How to Build a Recurring Donor Program for Your Civil Society Group

Recent Trends in Civil Society Fundraising
Across the nonprofit sector, organisations are shifting from one-off campaign appeals toward predictable, monthly giving models. The drivers are clear: recurring donors provide stable cash flow and reduce the cyclical pressure of annual fund drives. Recent surveys suggest that while average one-time gift sizes have remained flat, the number of donors choosing monthly contributions has grown steadily over the past two years, particularly among younger demographics who prefer automated, subscription-style support.

Civil society groups—ranging from local advocacy networks to international human rights watchdogs—are adapting by embedding recurring options into their donation pages and follow-up email sequences. The emphasis is now on retention rather than acquisition: keeping a monthly donor for twelve months costs significantly less than finding twelve new single-gift donors.
Background: Why Recurring Programs Matter Now
Traditional fundraising often relies on crisis appeals or event-driven campaigns. While these can produce spikes in revenue, they leave groups vulnerable to donor fatigue and seasonal dips. A recurring donor program creates a financial foundation that allows civil society groups to plan multi-month projects, retain staff, and respond quickly to emerging issues without waiting for the next appeal cycle.

- Predictable cash flow: Monthly gifts cover core operating costs that one-time donations cannot guarantee.
- Deeper engagement: Recurring donors tend to follow an organisation’s work more closely and are more likely to become volunteers or advocates.
- Lower long-term costs: Once acquired, monthly donors renew at higher rates than single-gift donors, improving lifetime value.
Common User Concerns
Organisations exploring a recurring program often face practical and psychological barriers from their supporter base.
- Commitment anxiety: Many donors worry they cannot afford a monthly pledge or will forget to cancel if their circumstances change. Groups address this by emphasising easy cancellation policies and offering quarterly or annual payment alternatives.
- Payment security: Users want assurance that their banking details are handled by reputable processors. Trust signals—such as visible SSL certificates, known payment gateways, and transparent data policies—are critical.
- Communication overload: Some supporters fear that signing up for monthly giving will lead to excessive emails. Smart programs offer a clear preference centre from the start, letting donors choose update frequency and channel.
- Perceived loss of control: Donors accustomed to giving reactively may resist automation. Gradual conversion—for example, inviting one-time donors to “upgrade” after a second gift—tends to perform better than asking for a monthly commitment on the first visit.
Likely Impact on Organisational Operations
Introducing a recurring donor program changes more than just the revenue line.

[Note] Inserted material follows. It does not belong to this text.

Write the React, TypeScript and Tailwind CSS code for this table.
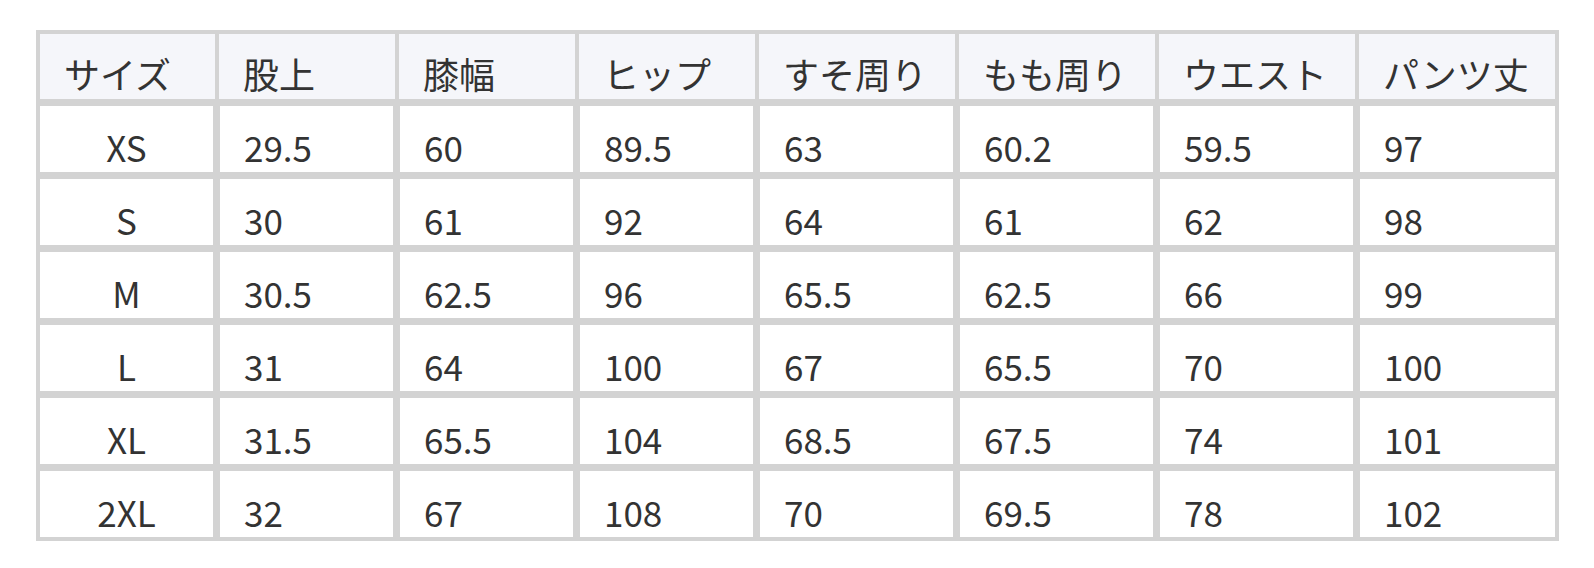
import React from "react";

const headers = ["サイズ", "股上", "膝幅", "ヒップ", "すそ周り", "もも周り", "ウエスト", "パンツ丈"];
const rows = [
  ["XS", "29.5", "60", "89.5", "63", "60.2", "59.5", "97"],
  ["S", "30", "61", "92", "64", "61", "62", "98"],
  ["M", "30.5", "62.5", "96", "65.5", "62.5", "66", "99"],
  ["L", "31", "64", "100", "67", "65.5", "70", "100"],
  ["XL", "31.5", "65.5", "104", "68.5", "67.5", "74", "101"],
  ["2XL", "32", "67", "108", "70", "69.5", "78", "102"],
];

export default function App() {
  return (
    <div
      className="w-[1594px] h-[568px] bg-white pt-[30px] pl-[36px] text-[#333333]"
      style={{ fontFamily: '"Noto Sans CJK JP", "Noto Sans", sans-serif' }}
    >
      <div className="w-[1523px] border-[4px] border-[#d3d3d3] bg-[#d3d3d3] flex flex-col gap-[7px]">
        <div className="grid grid-cols-[175px_176px_176px_176px_196px_196px_196px_196px] gap-[4px]">
          {headers.map((h) => (
            <div key={h} className="h-[65px] bg-[#f5f6fa] flex items-end pl-[24px] text-[36px] leading-[52px]">
              {h}
            </div>
          ))}
        </div>
        {rows.map((r) => (
          <div key={r[0]} className="grid grid-cols-[173px_173px_173px_173px_193px_193px_193px_195px] gap-[7px]">
            {r.map((c, i) => (
              <div
                key={i}
                className={
                  i === 0
                    ? "h-[66px] bg-white flex items-end justify-center text-[35px] leading-[51px]"
                    : "h-[66px] bg-white flex items-end pl-[24px] text-[35px] leading-[51px]"
                }
              >
                {c}
              </div>
            ))}
          </div>
        ))}
      </div>
    </div>
  );
}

Staff roles, technology choices, and reporting rhythms all shift.
| Area | Expected Change |
|---|---|
| Finance | Monthly reconciliation becomes routine; forecasting improves as churn rates become measurable. |
| Communications | Content calendars shift from campaign-driven to stewardship-driven, with regular impact updates for sustainers. |
| Data management | CRM systems must track recurring status, upgrade paths, and failed-payment retry logic. |
| Donor services | Teams need clear scripts for handling billing questions, plan changes, and cancellation requests. |
If executed well, the program reduces reliance on expensive acquisition channels over time and frees up resources for mission work. If executed poorly—without proper thank-you sequences or payment-failure handling—it can generate negative word-of-mouth and higher-than-expected churn.
What to Watch Next
Several developments could shape how civil society groups build and maintain recurring programs in the near future.
- Payment innovation: Open banking and digital wallet options are making recurring transactions easier to set up and manage. Groups that integrate these early may see higher conversion among younger, mobile-first audiences.

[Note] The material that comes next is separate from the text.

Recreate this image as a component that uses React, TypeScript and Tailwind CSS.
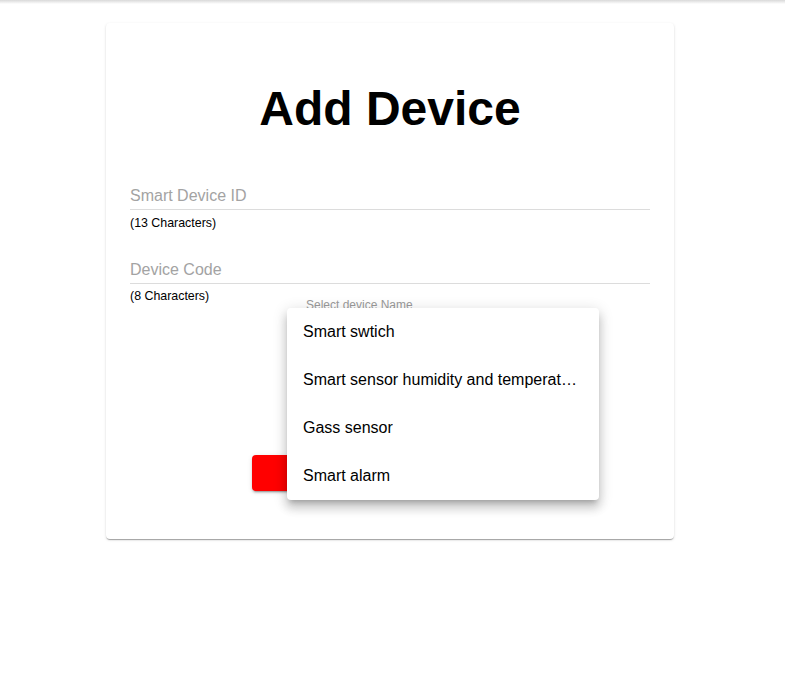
import React from "react";

const items = [
  "Smart swtich",
  "Smart sensor humidity and temperature sensor",
  "Gass sensor",
  "Smart alarm",
];

export default function App() {
  return (
    <div
      className="relative min-h-[682px] w-full bg-white text-black"
      style={{ fontFamily: '"Liberation Sans", Arial, sans-serif' }}
    >
      <div className="h-[4px] w-full bg-gradient-to-b from-[#d9d9d9] to-white" />
      <div className="pl-[106px] pt-[19px]">
        <div className="w-[568px] rounded-[4px] bg-white px-[24px] pt-[58px] pb-[48px] shadow-[0_2px_1px_-1px_rgba(0,0,0,0.2),0_1px_1px_0_rgba(0,0,0,0.14),0_1px_3px_0_rgba(0,0,0,0.12)]">
          <h1 className="text-center text-[48px] font-bold leading-[56px]">Add Device</h1>

          <div className="mt-[49px]">
            <div className="border-b border-[#dcdcdc] pb-[3px]">
              <input
                className="block h-[20px] w-full bg-transparent text-[16px] leading-[20px] outline-none placeholder:text-[#a3a3a3]"
                placeholder="Smart Device ID"
              />
            </div>
            <div className="mt-[6px] text-[12.4px] leading-[14px]">(13 Characters)</div>
          </div>

          <div className="mt-[30px]">
            <div className="border-b border-[#dcdcdc] pb-[3px]">
              <input
                className="block h-[20px] w-full bg-transparent text-[16px] leading-[20px] outline-none placeholder:text-[#a3a3a3]"
                placeholder="Device Code"
              />
            </div>
            <div className="mt-[5px] text-[12.4px] leading-[14px]">(8 Characters)</div>
          </div>

          <div className="-mt-[5px] ml-[176px] w-[288px]">
            <div className="text-[12px] leading-[14px] text-[#9a9a9a]">Select device Name</div>
            <div className="mt-[3px] h-[32px] border-b border-[#949494]" />
          </div>

          <div className="mt-[108px] flex justify-center">
            <button className="h-[36px] w-[276px] rounded-[4px] bg-[#ff0000] text-[14px] font-bold uppercase text-white shadow-[0_3px_1px_-2px_rgba(0,0,0,0.2),0_2px_2px_0_rgba(0,0,0,0.14),0_1px_5px_0_rgba(0,0,0,0.12)]">
              Add
            </button>
          </div>
        </div>
      </div>

      <div className="absolute left-[287px] top-[308px] w-[312px] overflow-hidden rounded-[4px] bg-white shadow-[0_5px_5px_-3px_rgba(0,0,0,0.2),0_8px_10px_1px_rgba(0,0,0,0.14),0_3px_14px_2px_rgba(0,0,0,0.12)]">
        {items.map((t) => (
          <div key={t} className="flex h-[48px] items-center px-[16px]">
            <span className="block truncate text-[16px] leading-[24px]">{t}</span>
          </div>
        ))}
      </div>
    </div>
  );
}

- Regulatory shifts: Data privacy laws in some regions are tightening consent requirements for storing payment details. Programs will need to ensure their opt-in language and cancellation processes comply with evolving standards.
- Churn management tools: A growing number of software providers offer predictive churn scoring and automated win-back sequences. Civil society groups that adopt these tools may significantly improve retention rates.
- Impact storytelling: As competition for monthly gifts increases, organisations that can show concrete, regular outcomes from recurring contributions—such as weekly case updates or donor-only briefings—are likely to retain supporters longer.
The groups that succeed will treat their recurring donor program not as a passive income stream, but as an ongoing relationship built on transparency, reliability, and clear communication of results.